National Merit Semifinalist offers PSAT advice

Sophomores, juniors will take assessment on Oct. 10


Adrian Edmonds

Senior Blake Lowe checks out results during his A period independent study chemistry class on Oct. 8.

Madi Wirth, Reporter

“I am glad it’s over,” senior Blake Lowe said about his experience taking standardized tests. But his time, preparation and stress have paid off, according to his results.

Lowe qualified as a Semifinalist for a National Merit Scholarship. To meet the standards for this prestigious honor, one must score in the top 1 percent of PSAT takers as a high school junior. About 1.6 million students took the test and Lowe was one of 16,000 to qualify.

On Oct. 10, all Cathedral sophomores and juniors will take the PSAT. For the sophomores, it’s practice; for juniors, it’s the National Merit qualifying exam.

The next steps in becoming a Finalist include his SAT scores and an essay due later this month. Of the 16,000 Semifinalist applicants, 15,000 will become Finalists. Counselor Mrs. Anne Katz wrote in an email, “Typically, all Cathedral students designated as Semifinalists move onto Finalist status.”

Lowe is joined by five fellow Semifinalist classmates, Brendan Hurley, Anna Pohl, Jacob Schneider, Avaleen Sweeney and McKenna Wylam. Finalist decisions will be mailed in February.

Lowe said, “Academically, this is my greatest achievement. And personally, this is the only national award I’ve ever received.”
After being satisfied with his scores, he took all college applicant tests twice, the PSAT, the ACT and the SAT, which includes the perfect score on his junior PSAT that landed him as a Semifinalist.

And if you were smart like Lowe, you might take his advice in how to ace your standardized testing. He said to use your first PSAT during sophomore year as an “opportunity to get familiar with the type of questions.” After getting comfortable with the format, master practice tests and problems. He also used an SAT prep book and attended a prep course on campus.
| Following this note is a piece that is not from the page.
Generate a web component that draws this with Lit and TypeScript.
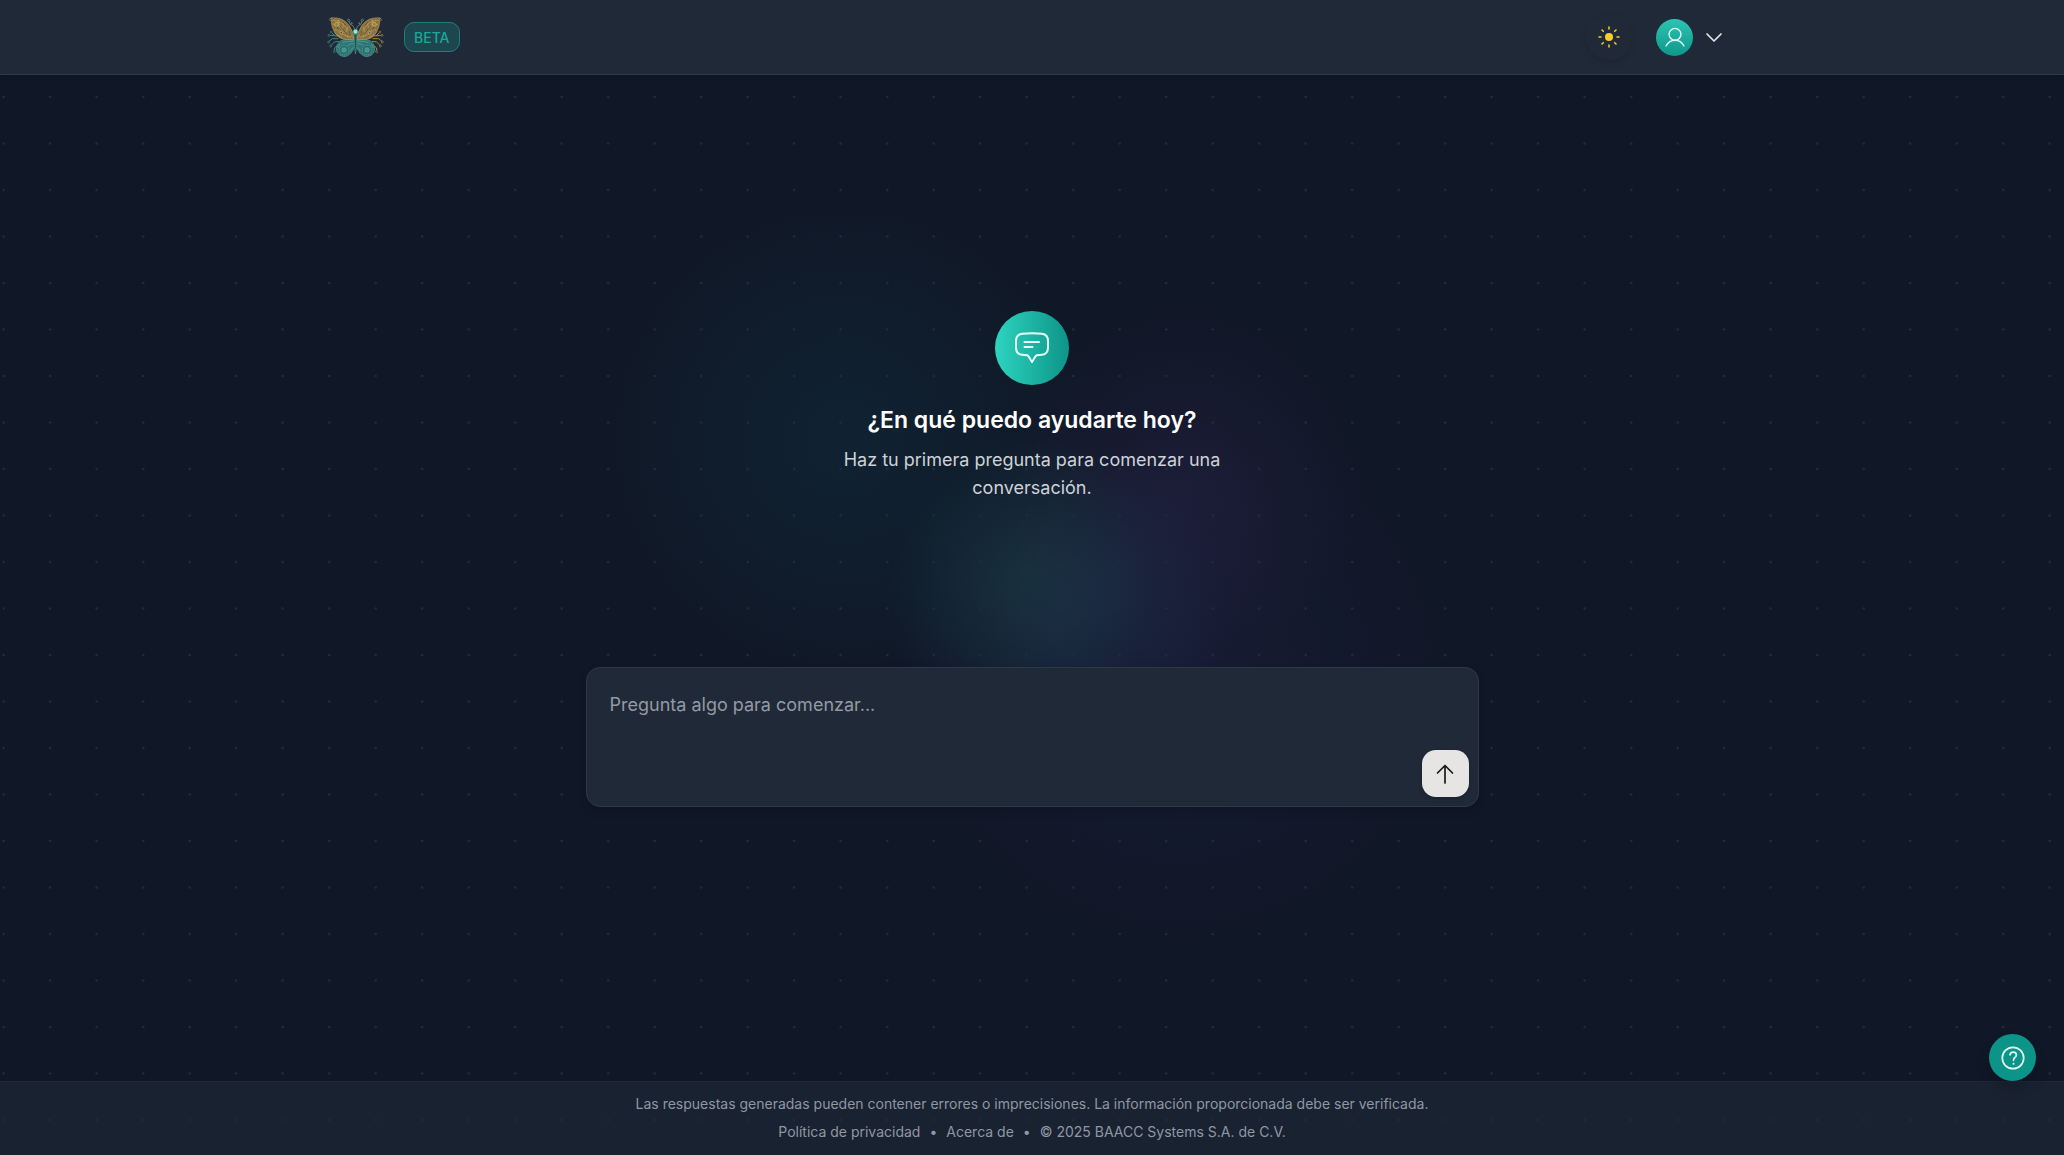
import { LitElement, html, css, svg } from "lit";
import { customElement, state } from "lit/decorators.js";

// One half of the upper wing; the logo mirrors it around the body.
const upperWing = svg`
  <path d="M12 10 Q8 4 16 6 Q48 3 66 28 Q79 46 82 72 Q66 70 50 70 Q32 66 23 50 Q13 32 12 10Z"
    fill="#8a7240" stroke="#bd9d58" stroke-width="2"/>
  <path d="M17 13 Q44 14 58 36 T78 66 M18 24 Q36 26 46 42 T72 64 M24 42 Q36 40 46 54 L66 64 M34 12 L38 26 M50 22 L46 38 M62 34 L56 50 M30 56 L44 64"
    fill="none" stroke="#d3b267" stroke-width="2.200" stroke-dasharray="4 2"/>
  <path d="M22 20 L34 40 M40 32 L60 56 M48 18 L56 28 M66 44 L70 60" fill="none" stroke="#4a4434" stroke-width="2"/>
  <circle cx="29" cy="25" r="6" fill="#9a7d3f" stroke="#e0c075" stroke-width="2"/>
  <circle cx="43" cy="50" r="4" fill="#5a5036" stroke="#e0c075" stroke-width="2"/>
  <circle cx="10" cy="11" r="3" fill="#2c3440" stroke="#8d8f84" stroke-width="1.500"/>
  <circle cx="19" cy="7" r="2.500" fill="#2c3440" stroke="#a3906a" stroke-width="1.500"/>`;

const lowerWing = svg`
  <path d="M83 72 Q60 66 42 74 Q26 84 28 104 Q34 121 54 122 Q74 118 84 90Z"
    fill="#2f7573" stroke="#4a9b94" stroke-width="2"/>
  <circle cx="51" cy="102" r="14" fill="#2b6868" stroke="#5bb0a5" stroke-width="2" stroke-dasharray="4 2"/>
  <circle cx="51" cy="102" r="7" fill="#3f938a" stroke="#64b5a8" stroke-width="1.500"/>
  <path d="M78 76 Q64 74 46 80 M80 83 Q70 82 62 88 M38 84 L32 96 M78 94 L70 106" fill="none" stroke="#58a99e" stroke-width="2"/>`;

const sideCircuits = svg`
  <path d="M30 60 L10 58 M34 68 L16 68 L6 76 M36 76 L22 78 L12 88 M34 86 L22 96 L22 104 M24 60 L14 50"
    fill="none" stroke="currentColor" stroke-width="3"/>
  <g fill="#25303d" stroke="currentColor" stroke-width="2">
    <circle cx="6" cy="58" r="3"/><circle cx="5" cy="78" r="3"/><circle cx="11" cy="90" r="3"/>
    <circle cx="22" cy="107" r="3"/><circle cx="12" cy="48" r="2.500"/>
  </g>`;

@customElement("butterfly-logo")
export class ButterflyLogo extends LitElement {
  static styles = css`
    :host { display: block; }
    .logo { display: block; width: 57px; height: 42px; }
    .teal { color: #3b8583; }
    .gold { color: #a4874a; }
  `;

  render() {
    return html`
      <svg class="logo" viewBox="0 0 171 126" role="img" aria-label="BAACC">
        <g class="teal">${sideCircuits}</g>
        <g class="gold" transform="translate(171 0) scale(-1 1)">${sideCircuits}</g>
        ${lowerWing}
        <g transform="translate(171 0) scale(-1 1)">${lowerWing}</g>
        ${upperWing}
        <g transform="translate(171 0) scale(-1 1)">${upperWing}</g>
        <g fill="none" stroke="#6f8681" stroke-width="2.500">
          <path d="M83 42 Q80 26 70 26 L66 16 M88 42 Q91 26 101 26 L105 16"/>
          <circle cx="65" cy="13" r="3.500"/><circle cx="106" cy="13" r="3.500"/>
          <circle cx="74" cy="22" r="2"/><circle cx="97" cy="22" r="2"/>
        </g>
        <path d="M81 54 L90 54 L89 92 L85.500 114 L82 92Z" fill="#245359" stroke="#56a9a0" stroke-width="1.500"/>
        <circle cx="85.500" cy="47" r="7" fill="#8ff0d6" stroke="#3f9b90" stroke-width="2"/>
      </svg>`;
  }
}

@customElement("ambient-backdrop")
export class AmbientBackdrop extends LitElement {
  static styles = css`
    :host {
      display: block;
      background:
        radial-gradient(circle 140px at calc(50% - 4px) 50%, rgb(35 160 110 / 0.1), transparent),
        radial-gradient(circle 170px at calc(50% + 28px) calc(50% + 30px), rgb(55 110 160 / 0.15), transparent),
        radial-gradient(circle 180px at calc(50% + 152px) calc(50% - 92px), rgb(85 60 140 / 0.14), transparent),
        radial-gradient(circle 280px at calc(50% + 148px) calc(50% + 96px), rgb(60 50 130 / 0.15), transparent),
        radial-gradient(circle 260px at calc(50% - 188px) calc(50% - 138px), rgb(15 110 130 / 0.13), transparent),
        #101726;
    }
    .dots { display: block; width: 100%; height: 100%; }
  `;

  render() {
    return html`
      <svg class="dots" aria-hidden="true">
        <defs>
          <pattern id="dot-grid" width="93" height="93" patternUnits="userSpaceOnUse">
            <g fill="#1b2d38">
              <circle cx="3.700" cy="4" r="1.300"/><circle cx="50.200" cy="4" r="1.300"/>
              <circle cx="3.700" cy="50.500" r="1.300"/><circle cx="50.200" cy="50.500" r="1.300"/>
            </g>
          </pattern>
        </defs>
        <rect width="100%" height="100%" fill="url(#dot-grid)"/>
      </svg>`;
  }
}

@customElement("site-header")
export class SiteHeader extends LitElement {
  static styles = css`
    :host {
      display: block;
      background: #202937;
      border-bottom: 1px solid #2e3a47;
      box-shadow: 0 1px 4px rgb(0 0 0 / 0.2);
    }
    .bar {
      box-sizing: border-box;
      max-width: 1488px;
      height: 74px;
      margin: 0 auto;
      padding: 0 37px;
      display: flex;
      align-items: center;
      justify-content: space-between;
    }
    .brand { display: flex; align-items: center; gap: 20px; }
    .home { display: block; padding-left: 2px; }
    .badge {
      box-sizing: border-box;
      height: 30px;
      padding: 0 9px;
      display: flex;
      align-items: center;
      border: 1px solid #1b7f7c;
      border-radius: 10px;
      background: #1d464f;
      color: #1ba699;
      font-size: 14px;
      font-weight: 500;
    }
    .actions { display: flex; align-items: center; gap: 12px; }
    button {
      border: 0;
      padding: 0;
      background: none;
      cursor: pointer;
      display: flex;
      align-items: center;
      justify-content: center;
    }
    .theme {
      width: 46px;
      height: 46px;
      border-radius: 50%;
      background: #202938;
      box-shadow: 0 3px 6px rgb(0 0 0 / 0.1);
    }
    .account { gap: 12px; padding: 5px 16px 5px 12px; }
    .avatar {
      width: 37px;
      height: 37px;
      border-radius: 50%;
      background: linear-gradient(#2cc4b2, #0e978b);
      display: flex;
      align-items: center;
      justify-content: center;
    }
  `;

  render() {
    return html`
      <header class="bar">
        <div class="brand">
          <a class="home" href="#inicio" aria-label="Inicio"><butterfly-logo></butterfly-logo></a>
          <span class="badge">BETA</span>
        </div>
        <div class="actions">
          <button class="theme" type="button" aria-label="Cambiar tema">
            <svg width="24" height="24" viewBox="0 0 24 24" fill="none" stroke="#f5c52c" stroke-width="1.600" stroke-linecap="round">
              <circle cx="12" cy="12" r="4" fill="#facc2b" stroke="none"/>
              <path d="M12 2v2M12 20v2M2 12h2M20 12h2M5 5l1.300 1.300M17.700 17.700L19 19M5 19l1.300-1.300M17.700 6.300L19 5"/>
            </svg>
          </button>
          <button class="account" type="button" aria-label="Menú de usuario">
            <span class="avatar">
              <svg width="22" height="22" viewBox="0 0 22 22" fill="none" stroke="#e4fbf7" stroke-width="1.400" stroke-linecap="round">
                <circle cx="11" cy="8.300" r="5.900"/>
                <path d="M2 20C4 16.200 7.300 14.200 11 14.200S18 16.200 20 20"/>
              </svg>
            </span>
            <svg width="18" height="18" viewBox="0 0 18 18" fill="none" stroke="#e2e5ea" stroke-width="1.700" stroke-linecap="round" stroke-linejoin="round">
              <path d="M2 6l7 7 7-7"/>
            </svg>
          </button>
        </div>
      </header>`;
  }
}

@customElement("chat-composer")
export class ChatComposer extends LitElement {
  @state() private draft = "";

  static styles = css`
    :host { display: block; }
    .composer {
      display: flex;
      padding: 9px;
      border: 1px solid #2d3946;
      border-radius: 14px;
      background: #202937;
      box-shadow: 0 4px 8px rgb(0 0 0 / 0.16);
    }
    .question {
      box-sizing: border-box;
      flex: 1;
      min-width: 0;
      height: 120px;
      padding: 14px;
      border: 0;
      outline: none;
      resize: none;
      background: none;
      color: #f3f4f6;
      font: 400 18px/28px Inter, "Liberation Sans", sans-serif;
    }
    .question::placeholder { color: #939aa4; opacity: 1; }
    .send {
      align-self: flex-end;
      width: 47px;
      height: 47px;
      padding: 0;
      border: 0;
      border-radius: 14px;
      background: #e7e5e4;
      display: flex;
      align-items: center;
      justify-content: center;
      cursor: pointer;
      box-shadow: 0 2px 4px rgb(0 0 0 / 0.16);
    }
  `;

  private onInput(event: Event) {
    this.draft = (event.target as HTMLTextAreaElement).value;
  }

  render() {
    return html`
      <form class="composer" @submit=${(event: Event) => event.preventDefault()}>
        <textarea class="question" aria-label="Pregunta" placeholder="Pregunta algo para comenzar..."
          .value=${this.draft} @input=${this.onInput}></textarea>
        <button class="send" type="submit" aria-label="Enviar">
          <svg width="20" height="20" viewBox="0 0 20 20" fill="none" stroke="#1c1917" stroke-width="1.700" stroke-linecap="round" stroke-linejoin="round">
            <path d="M10 19V1.500M2.500 9L10 1.500L17.500 9"/>
          </svg>
        </button>
      </form>`;
  }
}

@customElement("site-footer")
export class SiteFooter extends LitElement {
  static styles = css`
    :host {
      display: block;
      background: rgb(31 41 56 / 0.6);
      border-top: 1px solid #1e2836;
      color: #8f97a3;
      font-size: 14px;
      line-height: 20px;
      text-align: center;
    }
    .foot { padding: 12px 16px 13px; display: grid; gap: 8px; }
    .note { margin: 0; }
    .links { display: flex; justify-content: center; gap: 9px; }
    a { color: inherit; text-decoration: none; }
  `;

  render() {
    return html`
      <footer class="foot">
        <p class="note">Las respuestas generadas pueden contener errores o imprecisiones. La información proporcionada debe ser verificada.</p>
        <div class="links">
          <a href="#privacidad">Política de privacidad</a>
          <span>•</span>
          <a href="#acerca">Acerca de</a>
          <span>•</span>
          <span>© 2025 BAACC Systems S.A. de C.V.</span>
        </div>
      </footer>`;
  }
}

@customElement("app-root")
export class AppRoot extends LitElement {
  static styles = css`
    :host {
      position: relative;
      display: flex;
      flex-direction: column;
      min-height: 100vh;
      isolation: isolate;
      font-family: Inter, "Liberation Sans", sans-serif;
    }
    .backdrop { position: absolute; inset: 0; z-index: -1; }
    .main {
      flex: 1;
      display: flex;
      flex-direction: column;
      align-items: center;
      justify-content: center;
      gap: 165px;
      padding: 0 24px 38px;
    }
    .hero {
      display: flex;
      flex-direction: column;
      align-items: center;
      text-align: center;
    }
    .bubble {
      width: 74px;
      height: 74px;
      border-radius: 50%;
      background: linear-gradient(90deg, #2dd4bf, #0d9488);
      display: flex;
      align-items: center;
      justify-content: center;
    }
    .title {
      margin: 19px 0 9px;
      color: #fff;
      font-size: 23px;
      font-weight: 600;
      line-height: 33px;
    }
    .lead {
      margin: 0;
      max-width: 446px;
      color: #cdd2d8;
      font-size: 18px;
      line-height: 28px;
    }
    .composer { width: 100%; max-width: 893px; }
    .help {
      position: fixed;
      right: 28px;
      bottom: 74px;
      width: 47px;
      height: 47px;
      padding: 0;
      border: 0;
      border-radius: 50%;
      background: #0d9488;
      display: flex;
      align-items: center;
      justify-content: center;
      cursor: pointer;
      box-shadow: 0 8px 14px rgb(0 0 0 / 0.16);
    }
  `;

  render() {
    return html`
      <ambient-backdrop class="backdrop"></ambient-backdrop>
      <site-header></site-header>
      <main class="main">
        <section class="hero">
          <span class="bubble">
            <svg width="36" height="36" viewBox="0 0 36 36" fill="none" stroke="#e8fffb" stroke-width="2" stroke-linecap="round" stroke-linejoin="round">
              <path d="M8 3.800Q18 2.600 28 3.800Q34 4.600 34 11V17.500Q34 24.200 28 24.700Q25 25 23 25.200Q22 25.400 21.500 26.300L18 32L14.500 26.300Q14 25.400 13 25.200Q11 25 8 24.700Q2 24.200 2 17.500V11Q2 4.600 8 3.800Z"/>
              <path d="M10.500 12H25M10.500 17H18.500"/>
            </svg>
          </span>
          <h1 class="title">¿En qué puedo ayudarte hoy?</h1>
          <p class="lead">Haz tu primera pregunta para comenzar una conversación.</p>
        </section>
        <chat-composer class="composer"></chat-composer>
      </main>
      <site-footer></site-footer>
      <button class="help" type="button" aria-label="Ayuda">
        <svg width="24" height="24" viewBox="0 0 24 24" fill="none" stroke="#e0fbf6" stroke-width="1.700" stroke-linecap="round" stroke-linejoin="round">
          <circle cx="12" cy="12" r="10.700"/>
          <path d="M9 8.800C9.300 6.900 10.700 6.100 12.200 6.100C14 6.100 15.400 7.300 15.400 9C15.400 11.400 12.500 11.500 12.500 13.900V14.300"/>
          <path d="M12.500 17.700v.1" stroke-width="2"/>
        </svg>
      </button>`;
  }
}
When test day comes around, be sure to get a good sleep and a good breakfast.

Lowe said he struggled most with being “paranoid (about) running out of time.” His advice includes doing about a quarter of questions and checking the clock to see if you need to sped up or have time to slow down based off your pace.

His biggest piece of advice is motivation. Lowe said, “Be confident in your abilities. You shouldn’t be stressed out.”

Lowe’s class schedule has helped in preparing him for college. He takes four independent study classes that include math, chemistry, physics and computer science. He will graduate with his estimate of about “six or seven AP scores,” he said. Besides his dedicated studies, Lowe plays tennis and participates in theater, choir and the Robotics Club.

After taking his senior year of standardized testing off, he said it was best to focus on college applications. Lowe plans to study materials engineering. He has applied to Stanford and Purdue, and the universities of Illinois, Michigan and Cincinnati. He sees his top choice, MIT, as a reach, but hey, Blake, be confident in your abilities.